Asked the other day about whether he thought taking his pre-camp physical was a sign he was sticking around, he quipped: “If I give blood, I’m not getting traded to somebody that doesn't have my blood yet, because I’m not doing it twice. That is not happening.”

And while he said Saturday this doesn't quite feel like a reincarnation, since he never actually went anywhere, he realizes that, among all players in the sport who never went anywhere, it’s an odd place he finds himself nonetheless.

“It’s like people keep welcoming me back, and I say, 'It’s great to be back,'" he laughed. “But then they say, 'You were never actually gone.’ And I'm like, `You’re right.'"

Still, when asked what he thought the chances were last fall, on a scale of 1-to-100, that he’d be standing in this clubhouse this spring, Price replied: “Probably a 5, or below. I really didn't think I’d be back with this organization.”

So now that he is, he said, “It’s a big sigh of relief for me. My comfort level here is great. This is my seventh year. I know all the parking-lot attendants, all the security guards. I know their kids. I know their wives. My dad has everybody who works at the Trop's cell phone [numbers] in his speed dial. So it’s just very easy. To be in a situation like this, it’s kind of what you dream about as a kid.”

Of course, when you dream about these situations as a kid, you envision finding yourself in heaven and then sticking around forever and ever. In Price’s case, on the other hand, he understands his return trip to nirvana isn't a forever kind of deal.

Those trade rumors may be in his rearview mirror now. But just wait seven or eight months. They’ll be back.

At this point, no one even pretends that the Rays can afford to give him the Kershaw-esque mega-contract it would take to keep him around long-term.

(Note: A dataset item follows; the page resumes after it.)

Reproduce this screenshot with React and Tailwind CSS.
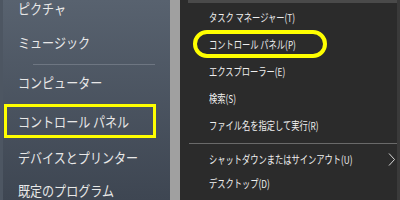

So at some point, he’ll be moving on. Maybe next winter. Maybe the winter after that. But sometime. That’s just life in Tampa Bay.

“So I completely get that,” he said. “I understand that. … That’s just the way the organization operates. You really can’t be mad about it. The more time you spend in Major League Baseball, the more you understand it’s a business.”

And business is business. Just not now.

Somehow, against all odds, David Price is still a Ray -- and likely to remain a Ray for all of 2014. So as long as he’s sticking around, he said, he’d like to do something just as crazy as the turn of events that have spun his world right back to this same place:

“What I want to do now,” he said, “is win a World Series.”

And when you look at how good his team is with him still a part of it, that’s one wish that might not be out of the question.